BGP

You are currently browsing articles tagged BGP.

BGP path selection

One of my favorite things about BGP is how flexible it is.  The other thing I love is that it’s really easy to see all of the possible paths the router knows about.  However, when it all boils down, BGP has to select the best path (or paths if you select to change the max-paths from 1).  What I’d like to do in this post is briefly describe the best path selection process and then talk about some practical examples.  Let it be known, there are tons of sites out there that talk about the best path selection process so I don’t want to beat the dead horse.  I’ll cover the big hitters and provide examples as I go.  As I go through the examples, I’ll be reusing the lab from the last post…

image

Let’s get right into it…

1 – Weight
Weight is the first value compared in the best path decision.  Weight is a Cisco proprietary variable and is only significant to the router in which you configure it on.  Weight can be configured for specific prefixes by the use of a route-map inbound on a neighbor or by configuring the weight of a neighbor for all prefixes received from it.  Let’s take a look at doing it both ways on router5…

image

As you recall, router5 was preferring the older path through router4.  Let’s increase the weight of the neighbor for the peering to router5…

image

Above you can see that we set the weight of the neighbor 10.0.0.5 to 5.  Once we cleared BGP you can see that the weight for all prefixes learned from 10.0.0.5 is now showing as 5.  Also note that this is now the preferred path for router5.  Now, lets configure a route-map to change the weight of a specific prefix…

image

First we configure a prefix list to match just the 192.168.1.1/32 prefix.  We then use that on our route-map as the match component, and then set the weight to 10.  I then go into BGP and configure the route-map inbound on the 10.0.0.2 neighbor.  It takes a second to apply, but in the second ‘show ip bgp’ output you can see that the route-map has been applied and that the 192.168.1.1/32 network is now preferred through 10.0.0.2.  Note that since I didn’t add a second permit route-map entry that I no longer receive the 172.64.1.0/24 prefix from router4 since there is no match for it in the prefix list we created. 

2 – Local Preference
Local preference is a means to manipulate outbound route preference from an AS.  Unlike weight, the local preference attribute is shared with all members of an AS.  For instance, say that we want all of the routers in AS 100 to use the path through router5 to get to the prefixes attached to router1.  Let’s look at the BGP table on router3 to see the current best path…

image

As you can see, AS 100 is currently preferring the route up through router2 to the prefixes.  We’re using the next-hop-self command so the next hop is showing as the iBGP peer address of router2.  Now, let’s make some changes…

image

Here we specify one of the prefixes being advertised to the AS (172.64.1.0/24) and set the local preference to 200.  The default local preference value is 100 so the value we set should be the winner.  We configure a second permit route-map entry to pass all non-matching prefixes and then we apply the route-map inbound on the eBGP peer of router4.  The result can be seen on router2 and router3…

image

image

The first ‘show ip bgp’ in each block was taken before we made the changes and the second was taken directly afterwards.  Note how each router is now showing the LocPref of 200 for the 172.64.1.0/24 prefix as well as having selected it as the best path.  Much like weight, local preference can also be configured on a more global level.  For instance, I can set the default local preference for the entire router.  Let’s try that on router2…

image

The result of this can be seen on all routers in the AS but let’s just take a look at router4…

image

Note how router4 is now showing the LocPref of 300 for the routes from router2.  Also note that the preferred path is now through router2 for both of the prefixes. 

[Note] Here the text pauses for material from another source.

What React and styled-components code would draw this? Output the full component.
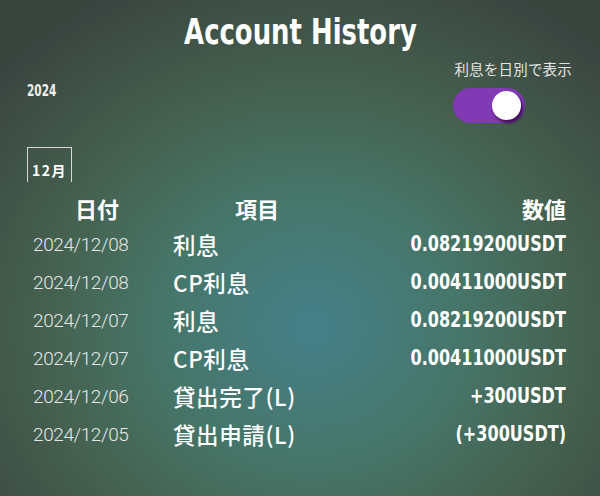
import React from "react";
import styled, { createGlobalStyle } from "styled-components";

const Global = createGlobalStyle`
  html, body { margin: 0; padding: 0; }
  body { width: 600px; height: 496px; overflow: hidden; }
`;

const Page = styled.div`
  width: 600px;
  height: 496px;
  box-sizing: border-box;
  padding: 0 34px 0 27px;
  background: radial-gradient(ellipse 70% 76% at 52% 66%, #45808a 0%, #467669 36%, #45614f 64%, #3a4540 100%);
  color: #fff;
  font-family: "Noto Sans CJK JP", sans-serif;
  display: flex;
  flex-direction: column;
`;

const Condensed = styled.span`
  display: inline-block;
  font-weight: 700;
  transform: scaleX(${(p) => p.$sx});
  transform-origin: ${(p) => p.$origin || "center"} center;
  white-space: nowrap;
`;

const condensedFont = `"DejaVu Sans Condensed", "DejaVu Sans", sans-serif`;

const Title = styled.h1`
  margin: 10px 0 0 0;
  text-align: center;
  font-family: ${condensedFont};
  font-size: 36px;
  line-height: 44px;
  color: #fff;
  padding-left: 7px;
`;

const Controls = styled.div`
  display: flex;
  justify-content: space-between;
  align-items: flex-start;
  margin-top: 6px;
`;

const Year = styled.div`
  margin-top: 22px;
  font-family: ${condensedFont};
  font-size: 15px;
  color: #f2f2f2;
`;

const ToggleBox = styled.div`
  display: flex;
  flex-direction: column;
  align-items: flex-start;
  gap: 10px;
  margin-right: -6px;
`;

const ToggleLabel = styled.div`
  font-size: 14.5px;
  line-height: 18px;
  color: #e4e4e4;
  letter-spacing: 0.2px;
`;

const Track = styled.div`
  width: 72px;
  height: 35px;
  border-radius: 18px;
  background: #8139b4;
  display: flex;
  align-items: center;
  justify-content: flex-end;
  padding-right: 4px;
  box-sizing: border-box;
  margin-left: -1px;
`;

const Knob = styled.div`
  width: 29px;
  height: 29px;
  border-radius: 50%;
  background: #fff;
  box-shadow: 2px 3px 3px rgba(40, 0, 60, 0.75);
`;

const Tab = styled.div`
  align-self: flex-start;
  margin-top: 24px;
  width: 45px;
  height: 35px;
  box-sizing: border-box;
  border: 1.5px solid #d8d8d8;
  border-bottom: none;
  display: flex;
  align-items: flex-end;
  padding: 0 0 4px 4px;
  font-size: 14px;
  font-weight: 700;
  letter-spacing: 1.5px;
  line-height: 16px;
  color: #fff;
`;

const Table = styled.div`
  display: grid;
  grid-template-columns: 140px 1fr auto;
  grid-template-rows: 34px;
  grid-auto-rows: 38px;
  align-items: center;
  margin-top: 9px;
  padding-left: 6px;
`;

const Head = styled.div`
  font-size: 22px;
  font-weight: 700;
  color: #fff;
  padding-left: ${(p) => p.$pad || 0}px;
  text-align: ${(p) => p.$align || "left"};
  line-height: 34px;
`;

const DateCell = styled.div`
  font-family: Roboto, "Liberation Sans", sans-serif;
  font-weight: 300;
  font-size: 19px;
  letter-spacing: -0.4px;
  color: #e6e6e6;
`;

const ItemCell = styled.div`
  font-size: 22.5px;
  font-weight: 500;
  color: #fff;
  letter-spacing: 0.6px;
`;

const ValueCell = styled.div`
  font-family: ${condensedFont};
  font-size: 21px;
  color: #fff;
  text-align: right;
`;

const rows = [
  ["2024/12/08", "利息", "0.08219200USDT"],
  ["2024/12/08", "CP利息", "0.00411000USDT"],
  ["2024/12/07", "利息", "0.08219200USDT"],
  ["2024/12/07", "CP利息", "0.00411000USDT"],
  ["2024/12/06", "貸出完了(L)", "+300USDT"],
  ["2024/12/05", "貸出申請(L)", "(+300USDT)"],
];

export default function App() {
  return (
    <>
      <Global />
      <Page>
        <Title>
          <Condensed $sx={0.8}>Account History</Condensed>
        </Title>
        <Controls>
          <Year>
            <Condensed $sx={0.78} $origin="left">2024</Condensed>
          </Year>
          <ToggleBox>
            <ToggleLabel>利息を日別で表示</ToggleLabel>
            <Track>
              <Knob />
            </Track>
          </ToggleBox>
        </Controls>
        <Tab>12月</Tab>
        <Table>
          <Head $pad={42}>日付</Head>
          <Head $pad={62}>項目</Head>
          <Head $align="right">数値</Head>
          {rows.map((r, i) => (
            <React.Fragment key={i}>
              <DateCell>{r[0]}</DateCell>
              <ItemCell>{r[1]}</ItemCell>
              <ValueCell>
                <Condensed $sx={0.85} $origin="right">{r[2]}</Condensed>
              </ValueCell>
            </React.Fragment>
          ))}
        </Table>
      </Page>
    </>
  );
}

3 – Prefer locally originated routes
This one is pretty straight forward.  Basically you prefer routes that are locally originated over routes that are learned.  This is easy to understand as locally originated routes have a weight of 32768,  We can see this on router1…

image

Routes can be originated using the network, redistribute, and aggregate commands.  If there are multiple local BGP routes they are preferred in this order.
1 – Routes introduced with the network command
2 – Routes introduced with the redistribute command
3 – Routes introduced with the aggregate command

In the example below, I introduced the 172.64.1.0/24 prefix on router3 via the aggregate command and the network command…

image

Looking at the specific BGP table entry we can see that the redistributed route beat out the aggregate route…

image

If we were to use the network statement to introduce the prefix that would replace the aggregate and become the best path.

4 – Shortest AS-Path
This one is pretty self explanatory.  You prefer the path that has the shortest AS-Path count.  This attribute is generally used to influence inbound routing through the use of AS-Path prepending.  For instance, lets say that router1 would really prefer to have all of the traffic from all the other autonomous systems coming in from router2 under normal operation.  We could prepend the advertisement out to router7 to make that path seem not as appealing.  Let’s try that out and see what the results are…

image

Here we create a route-map that prepends ‘400 400 400’ to the AS-Path list.  We then set it outbound on the router7 BGP peer.  Now let’s take a look at a couple of the BGP tables on other routers…

image

Router7 still sees the path directly to router1, but now prefers the route down to router6.  Note that the path through router1 has a substantially longer AS-Path at this point…

image

Router5 now prefers thee route through router4.  Notice that router5 no longer has a route in the BGP table through router6.  This is because router6’s best path is through router5.  Router6 will advertise only the best path to the prefix and router5 will drop the advertisement since it sees its own AS in the AS-Path list.

5 – Lowest Origin type
Here we look to see where the prefix came from.  As we know, redistributed routes have an incomplete origin and routes originated via the network or aggregate commands have an origin of IGP or ‘i’.  There’s also ‘e’ or EGP but that isn’t used anymore.  That being said, BGP prefers routes that have an origin of IGP over routes that have an origin of incomplete. 

6 – Lowest MED
The MED (Multi-Exit Discriminator) is used to influence inbound routing from a mulithomed AS.  The lower the MED the better.  Since the MED attribute is non-transitive, it is only of use when you are dual homed to the same AS.  For instance, if you have redundant paths to the same AS, you could use MED to tell the neighboring AS which path to use to reach your prefixes.  That being said, we can’t really use MED in our existing topology without tweaking it slightly…

image

Let’s assume that we want traffic from AS 100 to enter AS 400 through the new link we just created.  We can do this by advertising a increased metric from router1 to router2. 

image

Since the default metric is 0, we need to advertise a higher metric over the path we’d prefer not be used.  In this case, we advertise a metric of 100 to router2.  Router2 shares that metric within the AS and all BGP router in AS 100 decide to use the path through router4 on the new link…

image

The output above shows the BGP table on router2 before and after the change.  As you can see the metric is now 100 after we did a soft clear on the BGP session.  Router3 and router4 look similar…

image

image

Note that neither router3 or router4 actually have a path with the metric set to 100.  This is because router2 is no longer advertising the route to 3 and 4 since it isn’t it’s best path. 

7 – eBGP over iBGP
This is another rule that just makes sense.  An eBGP learned route would be a quicker means to get out of an AS than following an iBGP route somewhere else in the AS to get to the prefix.  If you have a eBGP route for a prefix you should use it over any iBGP learned routes for the same prefix. 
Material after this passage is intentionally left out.